I haven’t seen this graph referenced in the recent discussion around Blackboard’s latest purchase, which is strange, because it explains almost everything:
A while back, Blackboard decided that the saturation and commodification of the LMS market meant that the path to greater profitability was not more contracts, but a higher average contract price. Under such a model, Blackboard Basic was seen as cannibalizing potential sales of the enterprise product, and they began running a series of special offers to move people off of the basic product and into the enterprise one. And they were successful to a point. In the data we have, enterprise licenses increase, and total licenses fall slightly, indicating that at least initially the higher contracts may have offset customer loss (though even this is debatable given the deals they ran for upgrades, and the percentage of that bump that is really the Angel acquisition).
We can’t tell what happened after that, though, since Bb has not released data on licensing. The best estimate I’ve seen indicates that Bb lost between 150-400 licenses a year from 2009 through 2011.
That’s a problem for Blackboard, and not just because of the loss of core LMS revenue. Why? Because Blackboard sees the future of contracts as selling add-on modules and other higher education services. Take a look at their front page:
The Learn product is placed first, but the message is clear — the transaction system, analytics system, and campus messaging system are products in their own right. And the future is selling these products — if you don’t believe me, just look at these figures Michael Feldstein put together a couple years back:
I’m sorry this is out of date — since Blackboard went private in 2011, there has not been much data released about such matters, so we have to rely on old snapshots. But the idea here is clear:
- Use the LMS as a foot in the door, and make a profit off the enterprise version of it
- Purchase other companies to get a foot in the door to sell the add-on services
The purchase of ANGEL and WebCT were not about winning the “LMS wars”. Blackboard sees the LMS at this point as a commodity product. The purchases were about getting a seat at the table to sell other more profitable products: analytics, collaboration add-ons, early warning systems, financial transaction systems. Compared to the LMS, the price to support cost of an analytics, transaction, or emergency communication system is a dream. The LMS, on the other hand, is a headache — high support, low-margin. But it’s a perfect foot in the door to make other sales.

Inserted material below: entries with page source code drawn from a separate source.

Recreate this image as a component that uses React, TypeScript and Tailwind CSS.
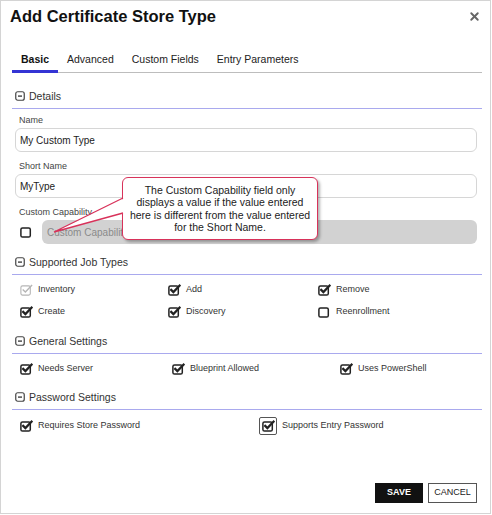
import { X } from "lucide-react";

const font = { fontFamily: '"Liberation Sans", Arial, sans-serif' };

function MinusBox() {
  return (
    <svg width="10" height="10" viewBox="0 0 10 10" className="shrink-0">
      <rect x="0.75" y="0.75" width="8.5" height="8.5" rx="2" fill="none" stroke="#444" strokeWidth="1.2" />
      <rect x="3" y="4.4" width="4" height="1.4" fill="#444" />
    </svg>
  );
}

function CheckIcon({ checked = true, disabled = false }: { checked?: boolean; disabled?: boolean }) {
  const c = disabled ? "#b5b5b5" : "#222";
  return (
    <svg width="13" height="12" viewBox="0 0 13 12" className="shrink-0">
      <rect x="0.9" y="1.9" width="9.4" height="9.2" rx="1.6" fill="none" stroke={c} strokeWidth={disabled ? 1.1 : 1.5} />
      {checked && (
        <path d="M3.2 5.9 L5.4 8.1 L11.6 1.6" fill="none" stroke={c} strokeWidth={disabled ? 1.4 : 2.2} strokeLinecap="square" />
      )}
    </svg>
  );
}

function Check({ label, checked = true, disabled = false }: { label: string; checked?: boolean; disabled?: boolean }) {
  return (
    <div className="flex h-[22px] items-center">
      <CheckIcon checked={checked} disabled={disabled} />
      <span className="ml-[5px] text-[9px] text-[#333]">{label}</span>
    </div>
  );
}

function Section({ title, top = "mt-[11px]" }: { title: string; top?: string }) {
  return (
    <div className={`${top} flex items-center gap-[4px] border-b border-[#a9a9ee] pb-[5px] pl-[3px]`}>
      <MinusBox />
      <span className="text-[10.5px] leading-[14px] text-[#333]">{title}</span>
    </div>
  );
}

function Field({ label, value }: { label: string; value: string }) {
  return (
    <>
      <div className="ml-[7px] mt-[8px] text-[9px] leading-[12px] text-[#444]">{label}</div>
      <div className="mx-[3px] mr-[5px] mt-[2px] flex h-[24px] items-center rounded-md border border-[#d6d6d6] px-[4px] text-[10px] text-[#222]">
        {value}
      </div>
    </>
  );
}

export default function App() {
  const tabs = ["Basic", "Advanced", "Custom Fields", "Entry Parameters"];

  return (
    <div style={font} className="relative flex h-[514px] w-[491px] flex-col border border-[#d4d4d4] bg-white pl-[11px] pr-[8px] pt-[5px]">
      {/* Title */}
      <div className="flex items-center justify-between">
        <h1 className="-ml-[2px] text-[16.5px] font-bold leading-[20px] text-[#111]">Add Certificate Store Type</h1>
        <X className="mr-[1px] h-[13px] w-[13px] text-[#666]" strokeWidth={3.5} />
      </div>

      {/* Tabs */}
      <div className="mt-[23px] flex border-b border-[#bdbdbd]">
        {tabs.map((t, i) => (
          <div
            key={t}
            className={
              i === 0
                ? "-mb-px flex h-[24px] items-center border-b-[3px] border-[#3434d4] px-[9px] text-[10.5px] font-bold text-[#111]"
                : "-mb-px flex h-[24px] items-center border-b-[3px] border-transparent px-[9px] text-[10.5px] text-[#222]"
            }
          >
            {t}
          </div>
        ))}
      </div>

      {/* Details */}
      <Section title="Details" top="mt-[16px]" />
      <div className="mt-[-3px]" />
      <Field label="Name" value="My Custom Type" />
      <Field label="Short Name" value="MyType" />
      <div className="ml-[7px] mt-[8px] text-[9px] leading-[12px] text-[#444]">Custom Capability</div>
      <div className="mt-[2px] flex h-[24px] items-center pl-[8px] pr-[5px]">
        <CheckIcon checked={false} />
        <div className="ml-[9px] flex h-full flex-1 items-center rounded-md bg-[#d2d2d2] px-[5px] text-[10px] text-[#8a8a8a]">
          Custom Capability
        </div>
      </div>

      {/* Job types */}
      <Section title="Supported Job Types" />
      <div className="mt-[4px] grid grid-cols-[148px_150px_1fr] pl-[8px]">
        <Check label="Inventory" disabled />
        <Check label="Add" />
        <Check label="Remove" />
        <Check label="Create" />
        <Check label="Discovery" />
        <Check label="Reenrollment" checked={false} />
      </div>

      {/* General */}
      <Section title="General Settings" />
      <div className="mt-[4px] grid grid-cols-[152px_168px_1fr] pl-[8px]">
        <Check label="Needs Server" />
        <Check label="Blueprint Allowed" />
        <Check label="Uses PowerShell" />
      </div>

      {/* Password */}
      <Section title="Password Settings" top="mt-[10px]" />
      <div className="mt-[5px] grid grid-cols-[239px_1fr] pl-[8px]">
        <Check label="Requires Store Password" />
        <div className="flex h-[22px] items-center">
          <div className="flex h-[18px] w-[18px] items-center justify-center rounded-[2px] border border-[#555]">
            <CheckIcon />
          </div>
          <span className="ml-[5px] text-[9px] text-[#333]">Supports Entry Password</span>
        </div>
      </div>

      {/* Buttons */}
      <div className="mb-[10px] mr-[5px] mt-auto flex justify-end gap-[5px]">
        <button className="h-[20px] w-[48px] bg-[#111] text-[9px] font-bold text-white">SAVE</button>
        <button className="h-[20px] w-[49px] border border-[#555] bg-white text-[9px] text-[#222]">CANCEL</button>
      </div>

      {/* Callout */}
      <div className="absolute left-[121px] top-[176px] w-[196px] rounded-md border-[1.5px] border-[#d8325a] bg-white py-[6px] text-center text-[10.5px] leading-[12.3px] text-[#222] shadow-[2px_2px_3px_rgba(0,0,0,0.3)]">
        The Custom Capability field only
        <br />
        displays a value if the value entered
        <br />
        here is different from the value entered
        <br />
        for the Short Name.
      </div>
      <svg className="absolute left-0 top-0" width="140" height="250" viewBox="0 0 140 250">
        <polygon points="124,197 53,231 124,212" fill="white" />
        <polyline points="122,197 53,231 122,212" fill="none" stroke="#d8325a" strokeWidth="1.3" />
      </svg>
    </div>
  );
}
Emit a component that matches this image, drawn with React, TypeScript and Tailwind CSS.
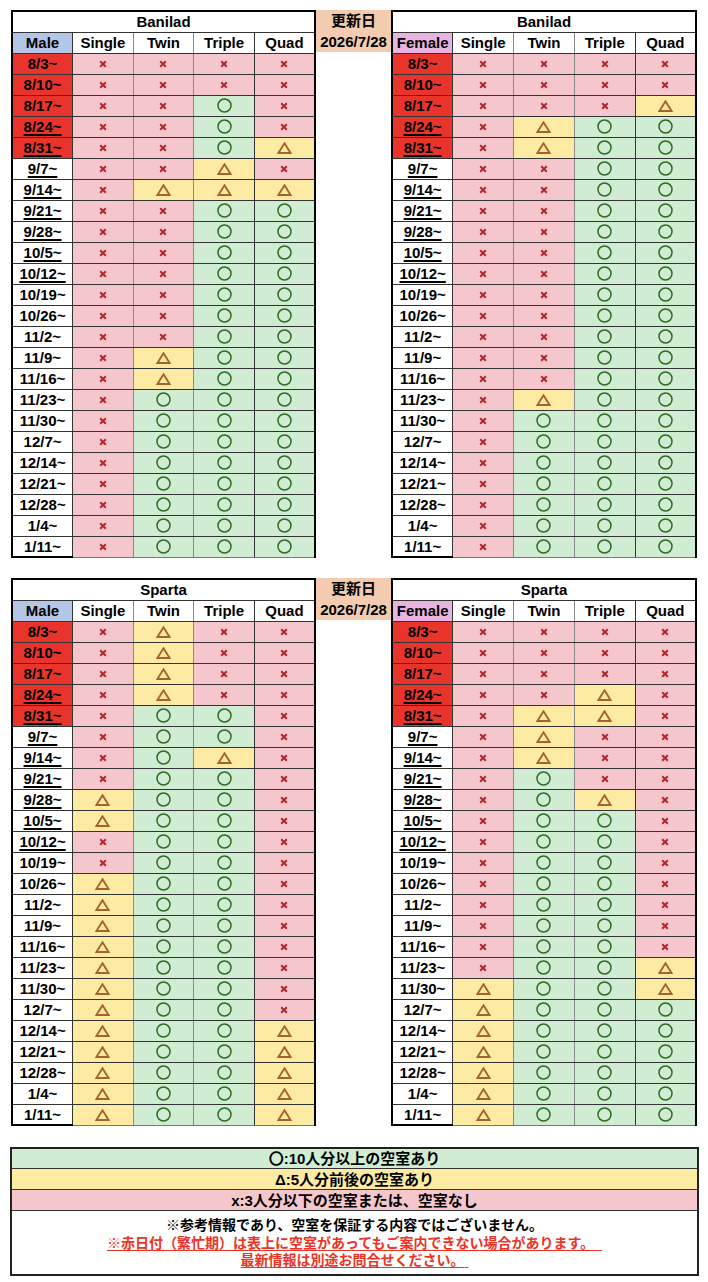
type Mark = "x" | "o" | "t";

const DATES = [
  "8/3~", "8/10~", "8/17~", "8/24~", "8/31~", "9/7~", "9/14~", "9/21~",
  "9/28~", "10/5~", "10/12~", "10/19~", "10/26~", "11/2~", "11/9~", "11/16~",
  "11/23~", "11/30~", "12/7~", "12/14~", "12/21~", "12/28~", "1/4~", "1/11~",
];

const rep = (s: string, n: number) => Array.from({ length: n }, () => s);

// one string per week: Single, Twin, Triple, Quad
const BANILAD_MALE = [
  "xxxx", "xxxx", "xxox", "xxox", "xxot", "xxtx", "xttt",
  ...rep("xxoo", 7), "xtoo", "xtoo", ...rep("xooo", 8),
];
const BANILAD_FEMALE = [
  "xxxx", "xxxx", "xxxt", "xtoo", "xtoo",
  ...rep("xxoo", 11), "xtoo", ...rep("xooo", 7),
];
const SPARTA_MALE = [
  ...rep("xtxx", 4), "xoox", "xoox", "xotx", "xoox", "toox", "toox", "xoox", "xoox",
  ...rep("toox", 7), ...rep("toot", 5),
];
const SPARTA_FEMALE = [
  "xxxx", "xxxx", "xxxx", "xxtx", "xttx", "xtxx", "xtxx", "xoxx", "xotx",
  ...rep("xoox", 7), "xoot", "toot", ...rep("tooo", 6),
];

const cellBg: Record<Mark, string> = {
  x: "bg-[#f5c7cc]",
  o: "bg-[#d0edd3]",
  t: "bg-[#fdeba4]",
};

function MarkIcon({ m }: { m: Mark }) {
  if (m === "o") {
    return (
      <svg width="15" height="15" viewBox="0 0 15 15" className="mx-auto block">
        <circle cx="7.5" cy="7.5" r="6.5" fill="none" stroke="#2f6b22" strokeWidth="1.5" />
      </svg>
    );
  }
  if (m === "t") {
    return (
      <svg width="15" height="12" viewBox="0 0 15 12" className="mx-auto block">
        <path d="M7.5 1.3 L13.6 11 L1.4 11 Z" fill="none" stroke="#a5622b" strokeWidth="1.9" />
      </svg>
    );
  }
  return (
    <svg width="8" height="8" viewBox="0 0 8 8" className="mx-auto block">
      <path d="M1.2 1.2 L6.8 6.8 M6.8 1.2 L1.2 6.8" stroke="#b0262c" strokeWidth="2" />
    </svg>
  );
}

const COLS = ["Single", "Twin", "Triple", "Quad"];

function RoomTable({
  name,
  gender,
  data,
  width,
}: {
  name: string;
  gender: "Male" | "Female";
  data: string[];
  width: string;
}) {
  return (
    <table className={`border-collapse table-fixed ${width} border-t-2 border-x-2 border-black`}>
      <tbody>
        <tr className="h-[21px]">
          <td colSpan={5} className="p-0 border-b border-[#333] bg-white text-center font-bold text-[15px] leading-none">
            {name}
          </td>
        </tr>
        <tr className="h-[21px]">
          <td
            className={`p-0 border border-[#333] text-center font-bold text-[15px] leading-none ${
              gender === "Male" ? "bg-[#b4c6e7]" : "bg-[#e7b4e1]"
            }`}
          >
            {gender}
          </td>
          {COLS.map((c, i) => (
            <td
              key={c}
              className={`p-0 border border-[#333] bg-white text-center font-bold text-[15px] leading-none ${
                i < 2 ? "border-r-[#8a8a8a]" : ""
              }`}
            >
              {c}
            </td>
          ))}
        </tr>
        {DATES.map((d, r) => {
          const last = r === DATES.length - 1;
          return (
            <tr key={d} className="h-[21px]">
              <td
                className={`p-0 border border-[#333] text-center font-bold text-[15px] leading-none ${
                  r < 5 ? "bg-[#e8342b]" : "bg-white"
                } ${last ? "border-b-2 border-b-black" : ""}`}
              >
                <span className={r >= 3 && r <= 10 ? "underline decoration-2 underline-offset-2" : ""}>{d}</span>
              </td>
              {data[r].split("").map((m, i) => (
                <td
                  key={i}
                  className={`p-0 border border-[#333] ${cellBg[m as Mark]} ${
                    i < 2 ? "border-r-[#8a8a8a]" : ""
                  } ${last ? "border-b-[#777]" : ""}`}
                >
                  <MarkIcon m={m as Mark} />
                </td>
              ))}
            </tr>
          );
        })}
      </tbody>
    </table>
  );
}

function Updated() {
  return (
    <div className="w-[75px] h-[42px] bg-[#f2cbb0] flex flex-col items-center justify-center font-bold text-[15px] leading-[21px]">
      <span>更新日</span>
      <span>2026/7/28</span>
    </div>
  );
}

function Block({ name, male, female }: { name: string; male: string[]; female: string[] }) {
  return (
    <div className="flex items-start">
      <RoomTable name={name} gender="Male" data={male} width="w-[305px]" />
      <Updated />
      <RoomTable name={name} gender="Female" data={female} width="w-[306px]" />
    </div>
  );
}

export default function App() {
  return (
    <div className="w-[708px] min-h-[1282px] bg-white pt-[10px] pl-[11px] text-black font-['Liberation_Sans','Noto_Sans_CJK_JP',sans-serif]">
      <Block name="Banilad" male={BANILAD_MALE} female={BANILAD_FEMALE} />
      <div className="mt-[20px]">
        <Block name="Sparta" male={SPARTA_MALE} female={SPARTA_FEMALE} />
      </div>

      <div className="mt-[21px] -ml-px w-[689px] border-2 border-[#222] text-center font-bold">
        <div className="h-[20px] bg-[#d0edd3] border-b border-[#333] text-[15px] leading-[20px]">
          〇:10人分以上の空室あり
        </div>
        <div className="h-[21px] bg-[#fdeba4] border-b border-[#333] text-[15px] leading-[21px]">
          Δ:5人分前後の空室あり
        </div>
        <div className="h-[21px] bg-[#f5c7cc] border-b border-[#333] text-[15px] leading-[21px]">
          x:3人分以下の空室または、空室なし
        </div>
        <div className="pt-[6px] pb-[4px] text-[14px] leading-[17.5px]">
          <p>※参考情報であり、空室を保証する内容ではございません。</p>
          <p className="text-[#ee3324] underline decoration-1 underline-offset-2">
            ※赤日付（繁忙期）は表上に空室があってもご案内できない場合があります。{"\u00a0\u00a0"}
          </p>
          <p className="text-[#ee3324] underline decoration-1 underline-offset-2">
            最新情報は別途お問合せください。{"\u00a0"}
          </p>
        </div>
      </div>
    </div>
  );
}
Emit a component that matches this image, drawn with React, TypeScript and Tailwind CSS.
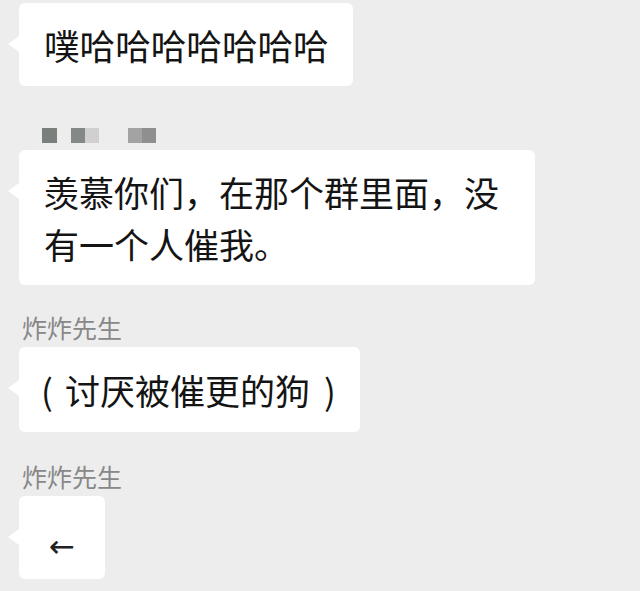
import React from "react";

const font = { fontFamily: '"Noto Sans CJK SC", "Noto Sans", sans-serif' };

function Tail() {
  return (
    <span className="absolute left-[-11px] top-[33px] h-0 w-0 border-y-[8px] border-r-[11px] border-y-transparent border-r-white" />
  );
}

export default function App() {
  return (
    <div
      className="w-[640px] h-[591px] overflow-hidden bg-[#ededed] pl-[19px] pt-[3px] text-[#141414]"
      style={font}
    >
      <div className="flex flex-col items-start">
        {/* bubble 1 */}
        <div className="relative w-[334px] rounded-md bg-white pl-[25px] py-[15.5px] text-[35.6px] leading-[52px] whitespace-nowrap">
          <Tail />
          噗哈哈哈哈哈哈哈
        </div>

        {/* blurred name */}
        <div className="mt-[42px] flex h-[15px] items-stretch">
          <span className="ml-[23px] w-[15px] bg-[#7b7f7b]" />
          <span className="ml-[14px] w-[14px] bg-[#858985]" />
          <span className="w-[14px] bg-[#cfd0cf]" />
          <span className="ml-[29px] w-[14px] bg-[#a3a3a3]" />
          <span className="w-[14px] bg-[#8f8f8f]" />
        </div>

        {/* bubble 2 */}
        <div className="relative mt-[7px] w-[516px] rounded-md bg-white pl-[25px] py-[15.5px] text-[35px] leading-[52px] whitespace-nowrap">
          <Tail />
          羡慕你们，在那个群里面，没
          <br />
          有一个人催我。
        </div>

        {/* name 3 */}
        <div className="mt-[30px] pl-[3px] text-[25px] leading-[24px] text-[#888888] whitespace-nowrap">
          炸炸先生
        </div>

        {/* bubble 3 */}
        <div className="relative mt-[8px] flex w-[341px] items-center rounded-md bg-white pl-[18px] py-[16.5px] text-[35px] leading-[52px] whitespace-nowrap">
          <Tail />
          <span className="inline-block w-[20px] text-center">(</span>
          <span className="ml-[8px]">讨厌被催更的狗</span>
          <span className="ml-[10px] inline-block w-[20px] text-center">)</span>
        </div>

        {/* name 4 */}
        <div className="mt-[32px] pl-[3px] text-[25px] leading-[24px] text-[#888888] whitespace-nowrap">
          炸炸先生
        </div>

        {/* bubble 4 */}
        <div
          className="relative mt-[8px] flex h-[83px] w-[86px] items-center justify-center rounded-md bg-white pt-[18px] text-[31px] text-[#222]"
          style={{ fontFamily: '"DejaVu Sans", sans-serif' }}
        >
          <Tail />
          ←
        </div>
      </div>
    </div>
  );
}
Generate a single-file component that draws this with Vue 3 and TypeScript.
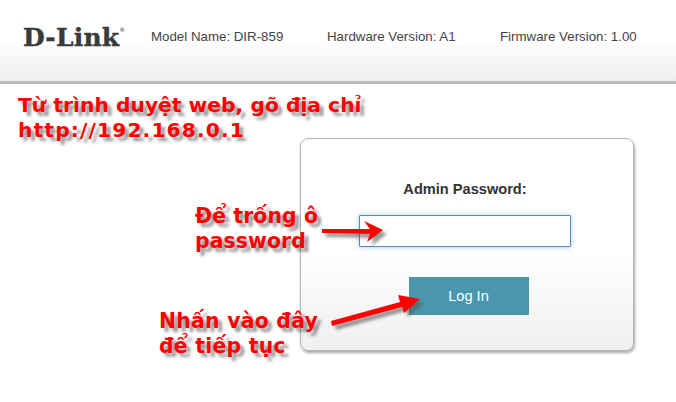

There was only one problem with this — as Blackboard acquired more customers via purchases of WebCT and Angel, they realized there was a leak — Moodle. Customers that were gained through acquisition were moving to Moodle, and current customers pressured into the enterprise product were also bailing.
Buying Moodlerooms plugs that leak, and keeps Blackboard at the table selling the more profitable building access, commerce, human resources, and donor management systems that they make their money on.
What Moodle is to Blackboard is a way to keep a foot in the door of the more price-sensitive customers while not cannibalizing sales of Learn. Ultimately, this allows them to maximize profit on the LMS side while staunching the customer bleed they have been experiencing the past three years. And this preserves what has been their planned path for a while — to move beyond what they see as a dead LMS market and into more profitable products in less saturated areas.
Blackboard bought Moodlerooms for the same reason it bought Angel and WebCT: it’s not an LMS company anymore. It’s really that simple.